Album Review The Ninth Wave - Heavy Like A Headache

Not just a bittersweet listen, a confusing one as well.

The Ninth Wave - Heavy Like A Headache

It’s an odd decision to announce a split ahead of a record release; it makes the first listen a bittersweet one for fans, a curious one for outsiders. It’s impossible, essentially, not to read more into what’s on show; as if something about the record itself is why they chose now to disband. And with The Ninth Wave’s second full-length, and (for now) last, it seems as if the group weren’t fully together on what kind of band they were. Where 2020’s ‘Happy Days!’ EP had The Horrors’ Faris Badwan hone their synth-led pop into definitively dark territory, there’s no real thread to tie most of ‘Heavy Like A Headache’ together fully. For while standout ‘These Depopulate Hours’ fizzes with what has made the Glasgow group so inviting in the past - a bubbling menace underpinning everything thanks to a screaming synth - and ‘What Makes You A Man’ employs curious sounds to back its ‘80s influences, it’s not matched by what’s found elsewhere.

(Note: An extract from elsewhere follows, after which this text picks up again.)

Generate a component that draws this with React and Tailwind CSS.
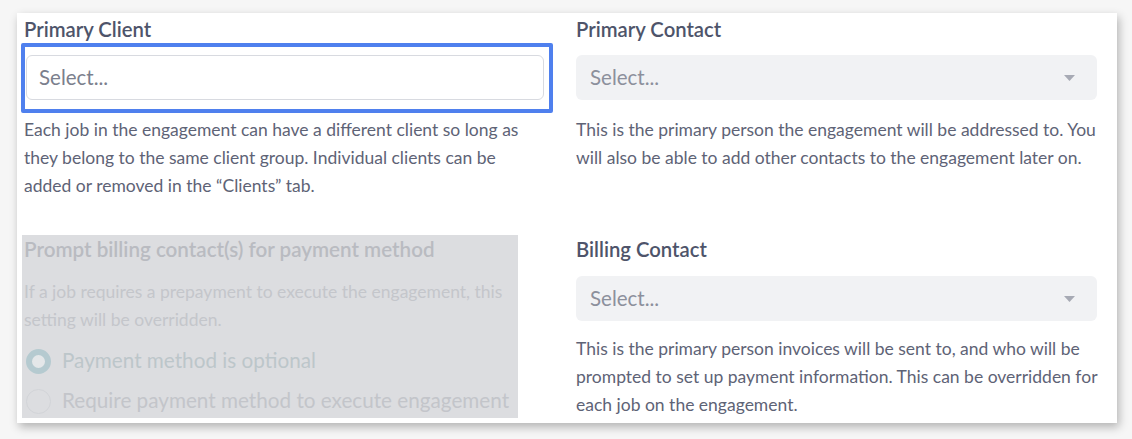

Because for the most part, it’s ‘80s-indebted synth pop that’s aiming for daytime radio but doesn’t have the immediacy. ‘Everything Will Be Fine’ pines for The 1975’s glistening big pop vibe, but lacks personality. ‘Heron on the Water’ evokes the post-Interpol mid-00s wave of vaguely new wave one-hit-wonders, and while ‘Pivotal’ has Haydn Park Patterson finally find the Robert Smith it feels as if he’s been straining for in his voice until that point, there’s still none of the darkness. Not just a bittersweet listen, a confusing one as well.